The music swelled again, and with it, Willie’s heart. He’d finally made it. He couldn’t wait to tell Fanny about this. They could finally settle down, once he started his practice.
Professor S. Levitt, M.D., gave a valedictory address, and then a large number of exquisite bouquets were distributed among the class. Willie’s bouquet, with a touch of Spring perfuming the vicinity from a sprig of white hyacinth, he laid across his lap. The next part would be the prizes, and he was invested. H. D. Vilas was reading those out now.
First prize, and $25, to Solon Abbott, MD of Vermont, for best final examination. Solon was a good man, and he would make a great doctor. Second prize, and a buggy case given by Halsey Bros, to E J Guyott for second best general examination.
Doctor Vilas carried on. Willie listened and waited and tried not to let his mind wander. But suddenly, near the end, he heard his name.
Small Prize- to W. C. Tillotson. For best examination of diseases of the chest.
He’d taken home the prize from his very own mentor. He rose shakily from his seat as the Grand Opera Hall filled with warm applause and he cleared his throat.

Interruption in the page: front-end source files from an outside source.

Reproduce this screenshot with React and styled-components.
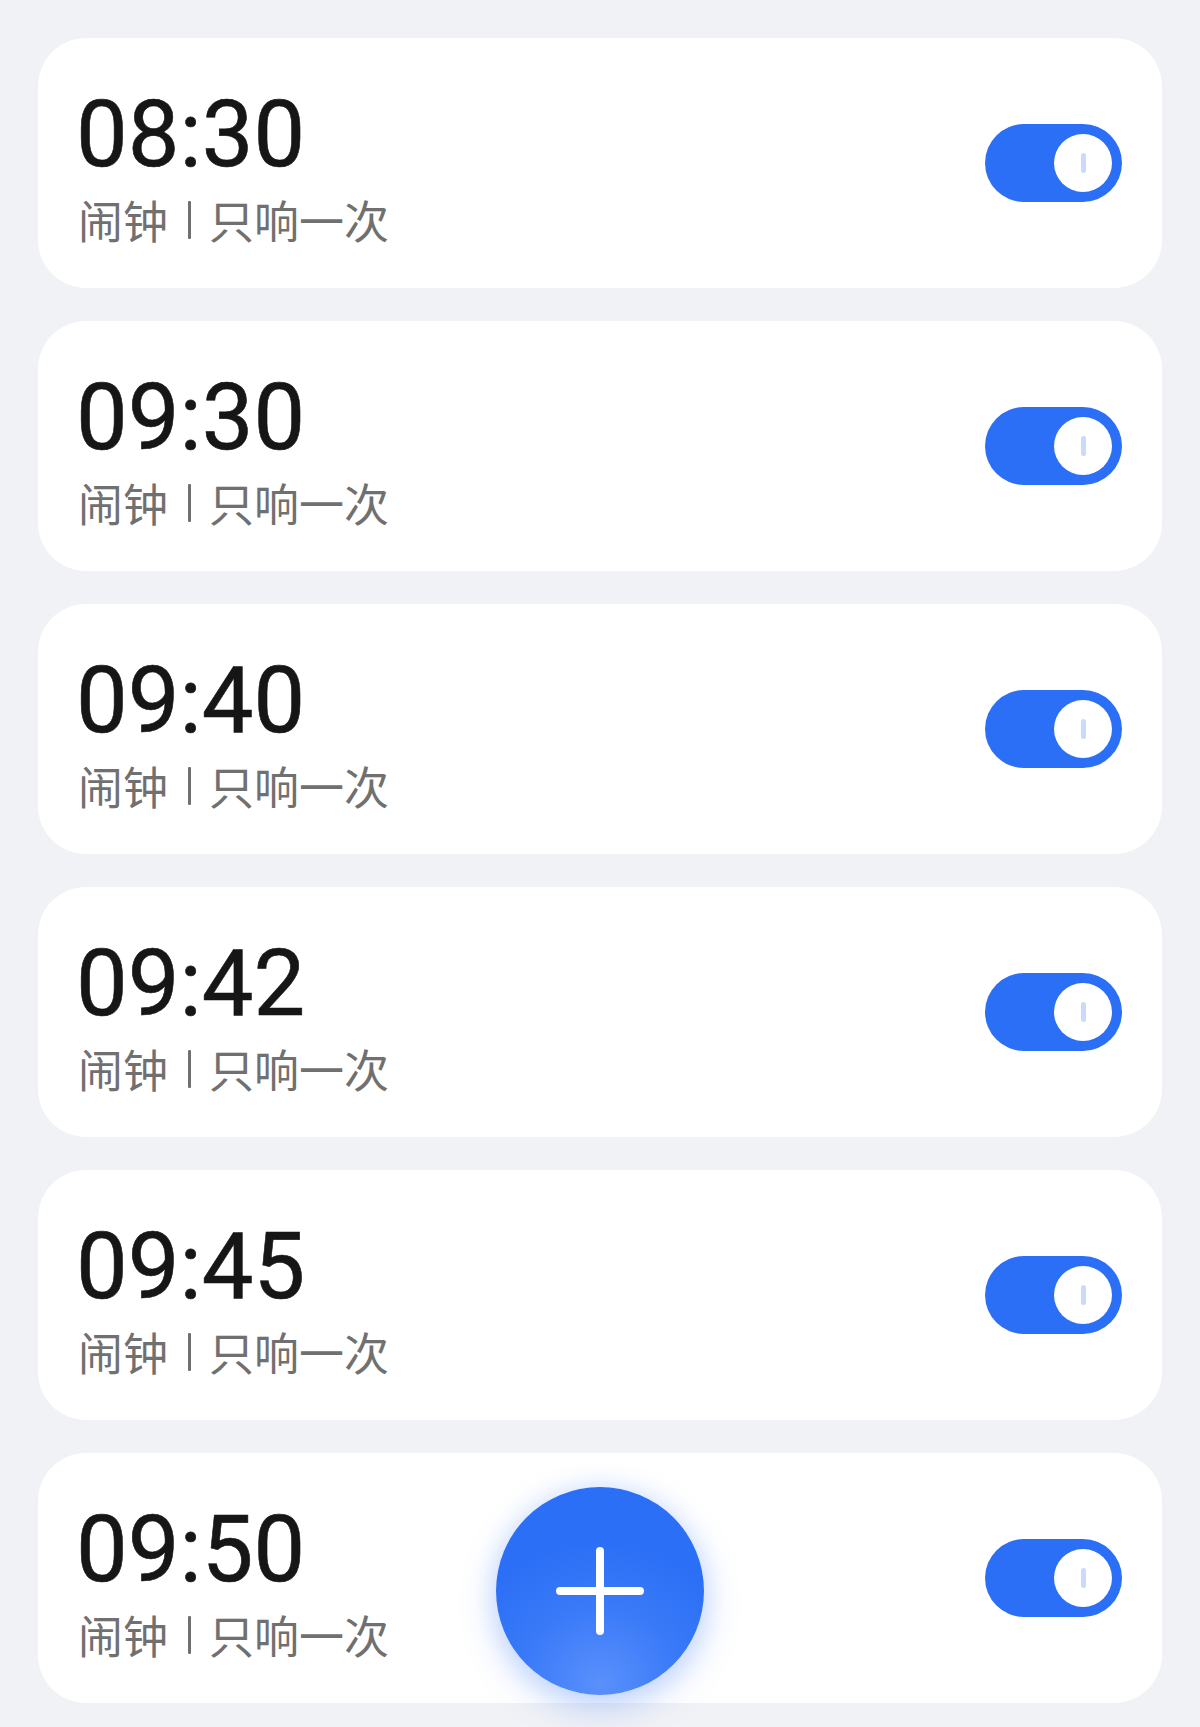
import React from "react";
import styled, { createGlobalStyle } from "styled-components";

const Global = createGlobalStyle`
  html, body { margin: 0; padding: 0; background: #f1f2f6; }
  body { font-family: Roboto, "Noto Sans CJK SC", sans-serif; }
`;

const Page = styled.div`
  position: relative;
  min-height: 1727px;
  box-sizing: border-box;
  padding: 38px 38px 24px;
  display: flex;
  flex-direction: column;
  gap: 33px;
`;

const Card = styled.div`
  height: 250px;
  box-sizing: border-box;
  background: #ffffff;
  border-radius: 48px;
  padding: 0 40px 0 38px;
  display: flex;
  align-items: center;
  justify-content: space-between;
`;

const Info = styled.div`
  display: flex;
  flex-direction: column;
  padding-top: 6px;
`;

const Time = styled.div`
  font-family: Roboto, sans-serif;
  font-size: 92px;
  font-weight: 400;
  line-height: 92px;
  color: #161616;
  white-space: nowrap;
  -webkit-text-stroke: 0.6px #161616;
`;

const Sub = styled.div`
  display: flex;
  align-items: center;
  font-family: "Noto Sans CJK SC", sans-serif;
  font-size: 45px;
  line-height: 48px;
  margin-top: 15px;
  margin-left: 2px;
  color: #707070;
  white-space: nowrap;
`;

const Sep = styled.span`
  display: inline-block;
  width: 3px;
  height: 38px;
  margin: 0 18px 0 20px;
  background: #707070;
  border-radius: 1px;
`;

const Toggle = styled.div`
  position: relative;
  width: 137px;
  height: 78px;
  border-radius: 39px;
  background: ${(p) => (p.$on ? "#2b6ff6" : "#d4d6dc")};
  flex-shrink: 0;
`;

const Knob = styled.div`
  position: absolute;
  top: 10px;
  right: 10px;
  width: 58px;
  height: 58px;
  border-radius: 50%;
  background: #ffffff;
  display: flex;
  align-items: center;
  justify-content: center;
`;

const Tick = styled.div`
  width: 5px;
  height: 20px;
  border-radius: 3px;
  background: #cbdafb;
`;

const Fab = styled.button`
  position: absolute;
  left: 50%;
  bottom: 32px;
  transform: translateX(-50%);
  width: 208px;
  height: 208px;
  border: none;
  border-radius: 50%;
  padding: 0;
  background: radial-gradient(circle at 50% 95%, #5a90fb 0%, #3a7af8 35%, #2b6ff6 65%);
  box-shadow: 0 12px 36px rgba(43, 111, 246, 0.28), 0 0 24px rgba(43, 111, 246, 0.12);
  display: flex;
  align-items: center;
  justify-content: center;
`;

const alarms = ["08:30", "09:30", "09:40", "09:42", "09:45", "09:50"];

export default function App() {
  return (
    <>
      <Global />
      <Page>
        {alarms.map((t) => (
          <Card key={t}>
            <Info>
              <Time>{t}</Time>
              <Sub>
                闹钟
                <Sep />
                只响一次
              </Sub>
            </Info>
            <Toggle $on>
              <Knob>
                <Tick />
              </Knob>
            </Toggle>
          </Card>
        ))}
        <Fab aria-label="添加闹钟">
          <svg width="88" height="88" viewBox="0 0 88 88">
            <path d="M44 4 V84 M4 44 H84" stroke="#ffffff" strokeWidth="8" strokeLinecap="round" />
          </svg>
        </Fab>
      </Page>
    </>
  );
}
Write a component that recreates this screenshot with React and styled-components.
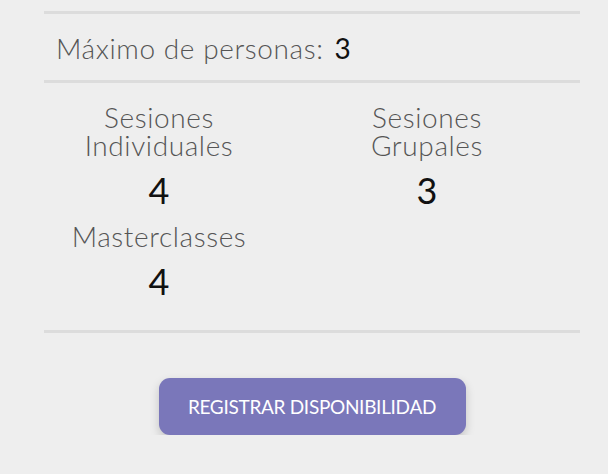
import React from 'react';
import styled, { createGlobalStyle } from 'styled-components';

const GlobalStyle = createGlobalStyle`
  html, body {
    margin: 0;
    padding: 0;
    background: #eeeeee;
  }
  body {
    font-family: 'Lato', 'Open Sans', sans-serif;
  }
`;

const stats = [
  { label: ['Sesiones', 'Individuales'], value: 4 },
  { label: ['Sesiones', 'Grupales'], value: 3 },
  { label: ['Masterclasses'], value: 4 }
];

export default function App() {
  return (
    <>
      <GlobalStyle />
      <Panel>
        <Divider top={11} />
        <MaxRow>
          <Label>Máximo de personas:</Label>
          <Value>3</Value>
        </MaxRow>
        <Divider />
        <StatsGrid>
          {stats.map((s, i) => (
            <Stat key={i}>
              <StatLabel>
                {s.label.map((l, j) => (
                  <React.Fragment key={l}>
                    {j > 0 && <br />}
                    {l}
                  </React.Fragment>
                ))}
              </StatLabel>
              <StatValue>{s.value}</StatValue>
            </Stat>
          ))}
        </StatsGrid>
        <Divider />
        <Actions>
          <Button>REGISTRAR DISPONIBILIDAD</Button>
        </Actions>
      </Panel>
    </>
  );
}

const Panel = styled.div`
  width: 536px;
  margin-left: 44px;
  display: flex;
  flex-direction: column;
`;

const Divider = styled.div`
  height: 3px;
  margin-top: ${p => (p.top ? `${p.top}px` : '0')};
  background: #dcdcdc;
`;

const MaxRow = styled.div`
  display: flex;
  align-items: baseline;
  gap: 11px;
  padding: 20px 12px 18px;
  font-size: 28px;
  line-height: 28px;
  font-weight: 300;
  letter-spacing: 0.6px;
`;

const Label = styled.span`
  color: #555555;
`;

const Value = styled.span`
  color: #111111;
  font-weight: 400;
`;

const StatsGrid = styled.div`
  display: grid;
  grid-template-columns: 230px 230px;
  column-gap: 38px;
  row-gap: 14px;
  padding: 20px 0 31px;
`;

const Stat = styled.div`
  display: flex;
  flex-direction: column;
  align-items: center;
  text-align: center;
`;

const StatLabel = styled.div`
  color: #555555;
  font-size: 28px;
  line-height: 28px;
  font-weight: 300;
  letter-spacing: 0.6px;
`;

const StatValue = styled.div`
  margin-top: 13px;
  color: #111111;
  font-size: 36px;
  line-height: 36px;
`;

const Actions = styled.div`
  display: flex;
  justify-content: center;
  padding-top: 45px;
`;

const Button = styled.button`
  width: 307px;
  height: 57px;
  border: none;
  border-radius: 11px;
  background: #7a77ba;
  color: #ffffff;
  font-family: 'Lato', sans-serif;
  font-size: 19px;
  letter-spacing: -0.3px;
  box-shadow: 0 4px 10px rgba(0, 0, 0, 0.18);
  cursor: pointer;
`;
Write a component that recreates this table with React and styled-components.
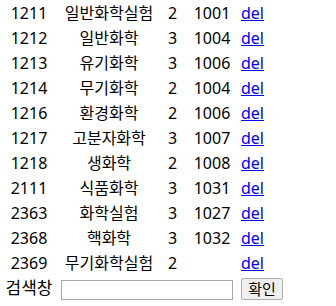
import React from "react";
import styled, { createGlobalStyle } from "styled-components";

const GlobalStyle = createGlobalStyle`
  body {
    margin: 0;
    background: #fff;
    color: #000;
    font-family: "Noto Sans", "Noto Sans CJK KR", sans-serif;
    font-size: 16px;
  }
`;

const subjects = [
  { code: "1211", name: "일반화학실험", credit: 2, prof: "1001" },
  { code: "1212", name: "일반화학", credit: 3, prof: "1004" },
  { code: "1213", name: "유기화학", credit: 3, prof: "1006" },
  { code: "1214", name: "무기화학", credit: 2, prof: "1004" },
  { code: "1216", name: "환경화학", credit: 2, prof: "1006" },
  { code: "1217", name: "고분자화학", credit: 3, prof: "1007" },
  { code: "1218", name: "생화학", credit: 2, prof: "1008" },
  { code: "2111", name: "식품화학", credit: 3, prof: "1031" },
  { code: "2363", name: "화학실험", credit: 3, prof: "1027" },
  { code: "2368", name: "핵화학", credit: 3, prof: "1032" },
  { code: "2369", name: "무기화학실험", credit: 2, prof: "" },
];

const App = () => {
  return (
    <>
      <GlobalStyle />
      <Table>
        <colgroup>
          <col style={{ width: 58 }} />
          <col style={{ width: 102 }} />
          <col style={{ width: 25 }} />
          <col style={{ width: 54 }} />
          <col style={{ width: 60 }} />
        </colgroup>
        <tbody>
          {subjects.map((s) => (
            <Row key={s.code}>
              <Cell>{s.code}</Cell>
              <Cell>{s.name}</Cell>
              <Cell>{s.credit}</Cell>
              <Cell>{s.prof}</Cell>
              <Cell $align="left">
                <DelLink href="#">del</DelLink>
              </Cell>
            </Row>
          ))}
          <Row>
            <Cell>
              <Label>검색창</Label>
            </Cell>
            <Cell colSpan={3} $align="left">
              <SearchInput type="text" />
            </Cell>
            <Cell $align="left">
              <Button>확인</Button>
            </Cell>
          </Row>
        </tbody>
      </Table>
    </>
  );
};

const Table = styled.table`
  border-collapse: collapse;
  table-layout: fixed;
  width: 299px;
`;

const Row = styled.tr`
  height: 25px;
`;

const Cell = styled.td`
  padding: 0;
  line-height: 20px;
  vertical-align: middle;
  white-space: nowrap;
  text-align: ${(p) => p.$align || "center"};
  padding-left: ${(p) => (p.$align === "left" ? "2px" : "0")};
`;

const Label = styled.span`
  font-size: 17px;
`;

const DelLink = styled.a`
  color: #0000ee;
  text-decoration: underline;
`;

const SearchInput = styled.input`
  box-sizing: border-box;
  display: block;
  width: 172px;
  height: 20px;
  margin: 5px 0 0 1px;
  padding: 1px 2px;
  border: 1px solid #a9a9a9;
  background: #fff;
  font-size: 13px;
`;

const Button = styled.button`
  box-sizing: border-box;
  display: block;
  width: 42px;
  height: 22px;
  margin: 2px 0 0 0;
  padding: 0;
  border: 1px solid #adadad;
  border-radius: 2px;
  background: #f0f0f0;
  color: #000;
  font-family: "Noto Sans CJK KR", sans-serif;
  font-size: 15px;
  line-height: 20px;
`;

export default App;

The rest of the commencement exercises, what little was left, was a blur. Willie couldn’t believe how far he’d come. At the end, as he stood collect his bouquet and the congratulations of his fellow graduates around him, he breathed in this moment before heading up the road to the celebratory banquet at the Grand Pacific Hotel.
He didn’t mean to break the promise as soon as he stepped through the threshold.